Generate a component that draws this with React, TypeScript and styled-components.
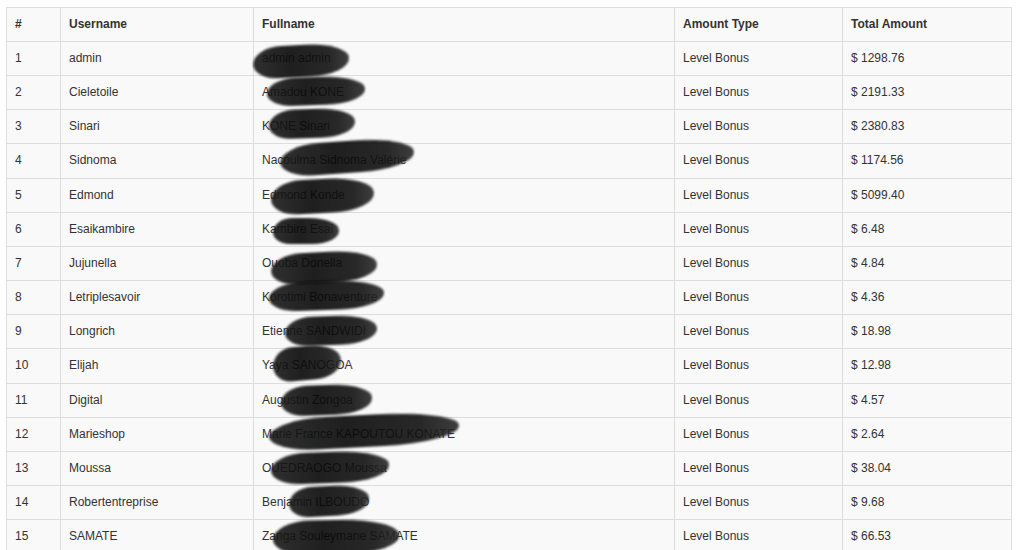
import React from "react";
import styled, { createGlobalStyle } from "styled-components";

const GlobalStyle = createGlobalStyle`
  body {
    margin: 0;
    background: #fff;
    font-family: "Liberation Sans", Arial, sans-serif;
  }
`;

const Wrapper = styled.div`
  padding: 7px 8px 0 6px;
`;

const Table = styled.table`
  width: 1005px;
  border-collapse: collapse;
  table-layout: fixed;
  background: #f9f9f9;
  font-size: 12px;
  color: #333;
`;

const Th = styled.th`
  text-align: left;
  font-weight: bold;
  padding: 8px;
  line-height: 17px;
  border: 1px solid #ddd;
`;

const Td = styled.td`
  position: relative;
  padding: 8px;
  line-height: 17.15px;
  border: 1px solid #ddd;
  white-space: nowrap;
  overflow: visible;
`;

const Redact = styled.span<{ $l: number; $t: number; $w: number; $h: number; $r: number }>`
  position: absolute;
  left: ${(p) => p.$l}px;
  top: ${(p) => p.$t}px;
  width: ${(p) => p.$w}px;
  height: ${(p) => p.$h}px;
  background: linear-gradient(90deg, #1a1a1a 0%, #080808 40%, #121212 80%, #2a2a2a 100%);
  opacity: 0.9;
  border-radius: 30% 45% 40% 25% / 55% 45% 50% 45%;
  filter: blur(1.2px);
  transform: rotate(${(p) => p.$r}deg);
  z-index: 1;
`;

type Row = {
  user: string;
  full: string;
  total: string;
  blob: [number, number, number, number, number];
};

const rows: Row[] = [
  { user: "admin", full: "admin admin", total: "1298.76", blob: [-1, 3, 96, 32, -3] },
  { user: "Cieletoile", full: "Amadou KONE", total: "2191.33", blob: [13, 1, 98, 28, -2] },
  { user: "Sinari", full: "KONE Sinari", total: "2380.83", blob: [15, -1, 86, 29, -2] },
  { user: "Sidnoma", full: "Nacoulma Sidnoma Valérie", total: "1174.56", blob: [26, -3, 134, 32, -4] },
  { user: "Edmond", full: "Edmond Konde", total: "5099.40", blob: [17, 0, 103, 34, -3] },
  { user: "Esaikambire", full: "Kambire Esai", total: "6.48", blob: [19, 5, 66, 26, 0] },
  { user: "Jujunella", full: "Ouoba Donella", total: "4.84", blob: [17, 5, 106, 31, -3] },
  { user: "Letriplesavoir", full: "Korotimi Bonaventure", total: "4.36", blob: [15, 0, 115, 29, -2] },
  { user: "Longrich", full: "Etienne SANDWIDI", total: "18.98", blob: [31, 1, 92, 29, -2] },
  { user: "Elijah", full: "Yaya SANOGOA", total: "12.98", blob: [19, -3, 68, 34, -5] },
  { user: "Digital", full: "Augustin Zongoa", total: "4.57", blob: [27, 1, 91, 30, -2] },
  { user: "Marieshop", full: "Marie France KAPOUTOU KONATE", total: "2.64", blob: [15, -3, 190, 32, -3] },
  { user: "Moussa", full: "OUEDRAOGO Moussa", total: "38.04", blob: [17, 0, 118, 31, -2] },
  { user: "Robertentreprise", full: "Benjamin ILBOUDO", total: "9.68", blob: [35, 0, 80, 30, -3] },
  { user: "SAMATE", full: "Zanga Souleymane SAMATE", total: "66.53", blob: [19, 0, 126, 34, -1] },
];

const App = () => {
  return (
    <Wrapper>
      <GlobalStyle />
      <Table>
        <colgroup>
          <col style={{ width: 54 }} />
          <col style={{ width: 193 }} />
          <col style={{ width: 421 }} />
          <col style={{ width: 168 }} />
          <col style={{ width: 169 }} />
        </colgroup>
        <thead>
          <tr>
            <Th>#</Th>
            <Th>Username</Th>
            <Th>Fullname</Th>
            <Th>Amount Type</Th>
            <Th>Total Amount</Th>
          </tr>
        </thead>
        <tbody>
          {rows.map((r, i) => (
            <tr key={r.user}>
              <Td>{i + 1}</Td>
              <Td>{r.user}</Td>
              <Td>
                {r.full}
                <Redact $l={r.blob[0]} $t={r.blob[1]} $w={r.blob[2]} $h={r.blob[3]} $r={r.blob[4]} />
              </Td>
              <Td>Level Bonus</Td>
              <Td>$ {r.total}</Td>
            </tr>
          ))}
        </tbody>
      </Table>
    </Wrapper>
  );
};

export default App;
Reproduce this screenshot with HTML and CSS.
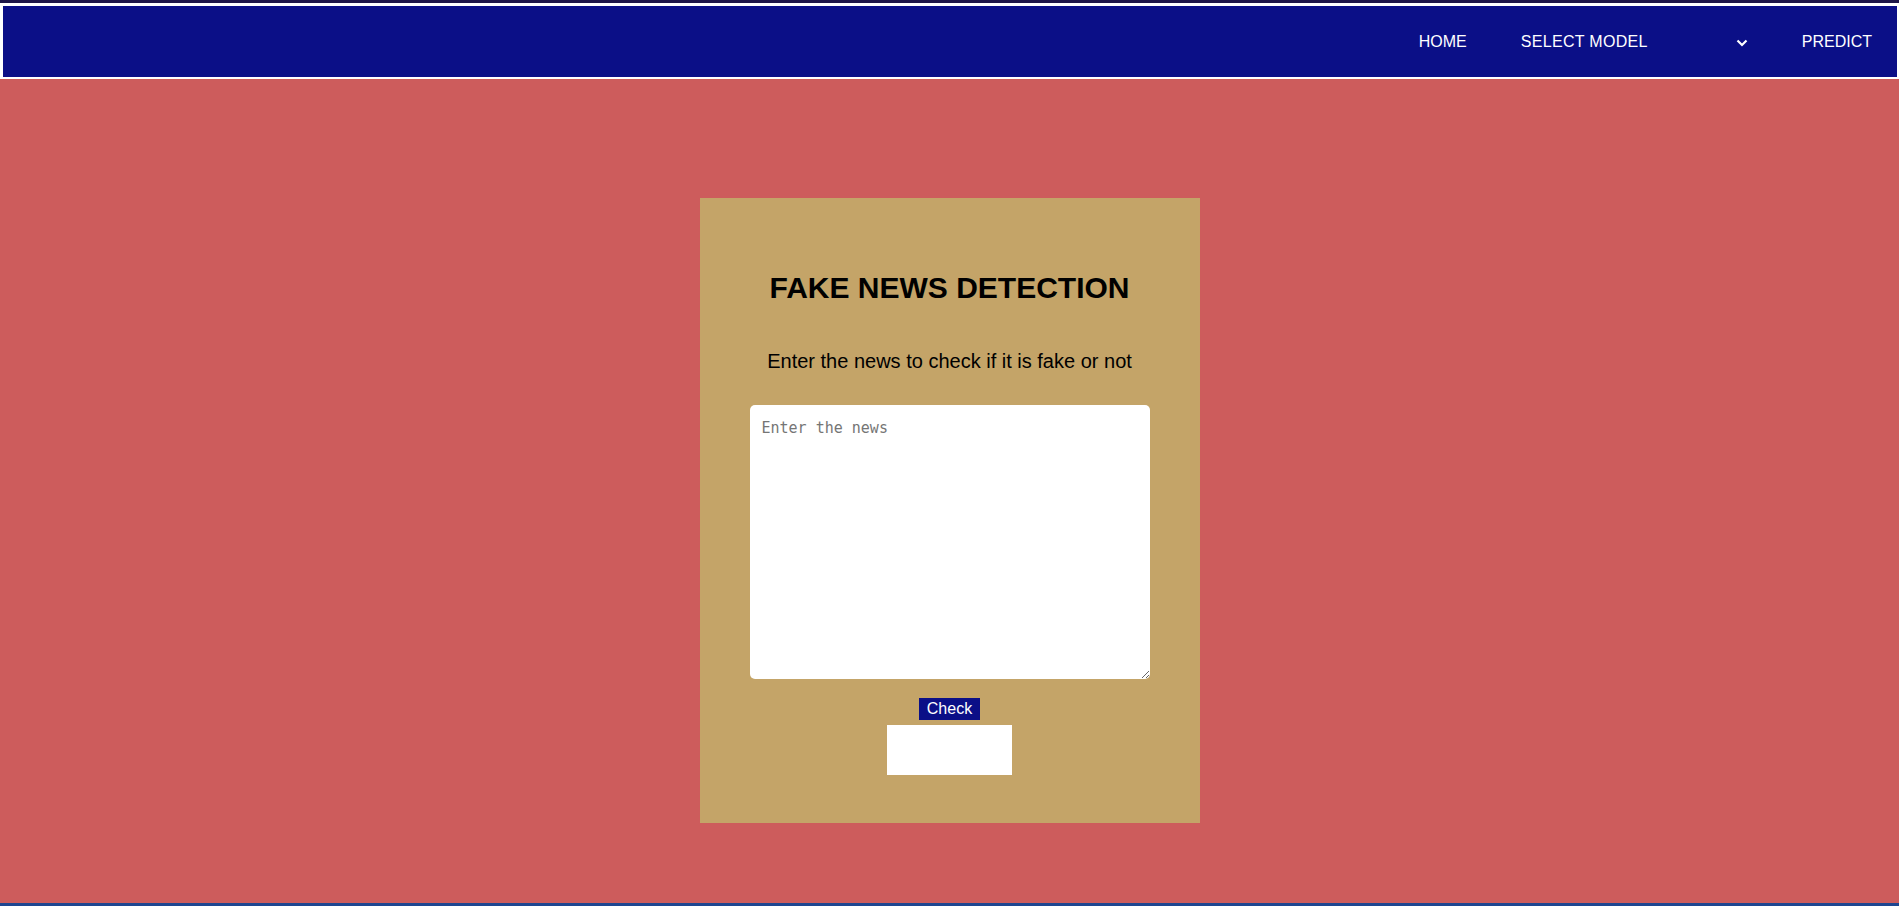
FILE: index.html
```html
<!DOCTYPE html>
<html lang="en">
<head>
<meta charset="utf-8">
<title>Fake News Detection</title>
<link rel="stylesheet" href="styles.css">
</head>
<body>
<div class="topstrip"></div>
<nav class="nav">
  <a class="nav-link" href="#">HOME</a>
  <div class="nav-select">
    <span>SELECT MODEL</span>
    <svg class="chev" width="12" height="8" viewBox="0 0 12 8"><polyline points="1.5,1.5 6,6 10.5,1.5" fill="none" stroke="#ffffff" stroke-width="2.2"/></svg>
  </div>
  <a class="nav-link" href="#">PREDICT</a>
</nav>
<main class="main">
  <section class="card">
    <h1 class="title">FAKE NEWS DETECTION</h1>
    <p class="subtitle">Enter the news to check if it is fake or not</p>
    <textarea class="news" placeholder="Enter the news"></textarea>
    <button class="check">Check</button>
    <div class="result"></div>
  </section>
</main>
<div class="bottomstrip"></div>
</body>
</html>
```
FILE: styles.css
```css
html, body {
  margin: 0;
  padding: 0;
}
body {
  height: 100vh;
  display: flex;
  flex-direction: column;
  font-family: "Liberation Sans", Arial, sans-serif;
  background: #cd5c5c;
  overflow: hidden;
}
.topstrip {
  height: 3px;
  background: #1d1548;
  flex: none;
}
.nav {
  flex: none;
  height: 71px;
  background: #0b0f87;
  border-style: solid;
  border-color: #ffffff;
  border-width: 3px 2px 2px 3px;
  display: flex;
  justify-content: flex-end;
  align-items: center;
  gap: 54px;
  padding-right: 25px;
}
.nav-link {
  color: #ffffff;
  text-decoration: none;
  font-size: 16px;
  line-height: 18px;
}
.nav-select {
  width: 227px;
  display: flex;
  justify-content: space-between;
  align-items: center;
  color: #ffffff;
  font-size: 16px;
  line-height: 18px;
  letter-spacing: 0.3px;
}
.chev {
  display: block;
  margin-top: 2px;
}
.main {
  flex: 1;
  background: #cd5c5c;
  display: flex;
  justify-content: center;
  align-items: flex-start;
  padding-top: 119px;
}
.card {
  width: 500px;
  height: 625px;
  box-sizing: border-box;
  background: #c4a468;
  display: flex;
  flex-direction: column;
  align-items: center;
  padding-top: 72px;
}
.title {
  margin: 0;
  font-size: 30px;
  line-height: 36px;
  font-weight: bold;
  color: #000000;
}
.subtitle {
  margin: 43px 0 0;
  font-size: 20px;
  line-height: 24px;
  color: #000000;
}
.news {
  margin-top: 32px;
  width: 400px;
  height: 274px;
  box-sizing: border-box;
  border: none;
  border-radius: 5px;
  padding: 14px 12px;
  font-family: "DejaVu Sans Mono", "Liberation Mono", monospace;
  font-size: 15px;
  line-height: 18px;
  background: #ffffff;
  outline: none;
  display: block;
}
.news::placeholder {
  color: #757575;
}
.check {
  margin-top: 19px;
  height: 22px;
  padding: 0 8px;
  border: none;
  background: #0b0f87;
  color: #ffffff;
  font-family: "Liberation Sans", Arial, sans-serif;
  font-size: 16px;
  line-height: 22px;
  border-radius: 0;
}
.result {
  margin-top: 5px;
  width: 125px;
  height: 50px;
  background: #ffffff;
}
.bottomstrip {
  height: 3px;
  background: #1e4690;
  flex: none;
}
```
------------------------------------------------------------
Wherever a line in the data above holds "styled", copy that line.

* Task response *
Generate a component that draws this with React, TypeScript and styled-components.
import styled, { createGlobalStyle } from "styled-components";
const Wrapper = styled.div`
const Table = styled.table`
const Th = styled.th`
const Td = styled.td`
const Redact = styled.span<{ $l: number; $t: number; $w: number; $h: number; $r: number }>`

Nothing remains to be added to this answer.